12 Million Americans Set to Lose Unemployment Benefits by Year’s End

About 12 million Americans will lose unemployment benefits in December when CARES Act provisions lapse, absent an extension, according to a new analysis, CNBC reported.

Unemployment benefits will terminate for more than half of current recipients at the end of the year, coinciding with a lapse in federal protections for renters and a resumption in student loan payments.

That intersection may spell financial catastrophe for jobless workers without action from Congress or the White House, according to economists.

Meanwhile, Americans had already been reporting higher levels of food insecurity and trouble paying bills, and poverty levels have been steadily increasing in recent months.

“It’s a tremendous amount of risk for families who are affected,” Ernie Tedeschi, an economist at Evercore ISI and a former Treasury Department official, said of expiring aid programs. “[Unemployment benefits] are their last economic line of defense. And it’ll be gone on Dec. 31 unless Congress extends it.”

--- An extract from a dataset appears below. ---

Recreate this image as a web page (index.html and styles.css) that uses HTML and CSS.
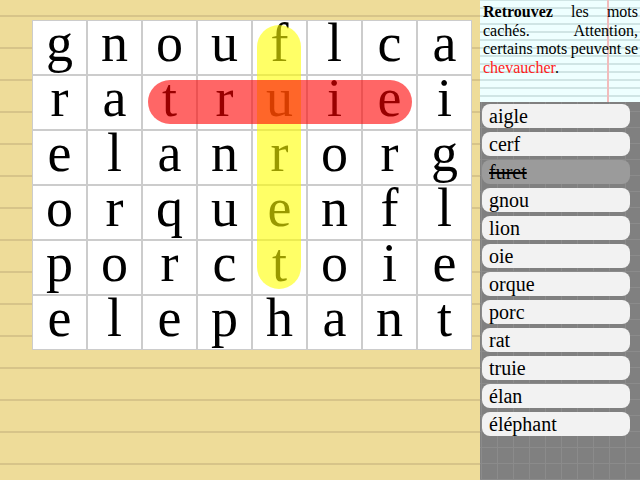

Further, the economic recovery under way seems to be losing steam, signaled in part by slowing job growth and retail sales. Rising Covid-19 infections, hospitalizations and deaths have led state officials to reimpose some shutdown measures, putting more people out of work.

Federal lawmakers passed the $2.2 trillion CARES Act in March, the largest-ever financial relief package in the U.S., in the early days of the coronavirus pandemic.

The law beefed up jobless benefits in several ways. But those provisions were temporary.

Roughly 12 million workers will lose their benefits at the end of December, when key programs are scheduled to expire, according to an analysis published Wednesday by the Century Foundation. Another 4 million-plus will have already run out of their allotted benefits by then.

The lapsing programs include: Pandemic Unemployment Assistance for the self-employed, gig workers and others ineligible for traditional state unemployment insurance; and one paying about three extra months of benefits to workers who run out of state aid, which typically last up to six months.

Some states with elevated unemployment rates will continue paying aid via extended benefit programs into 2021, CNBC added.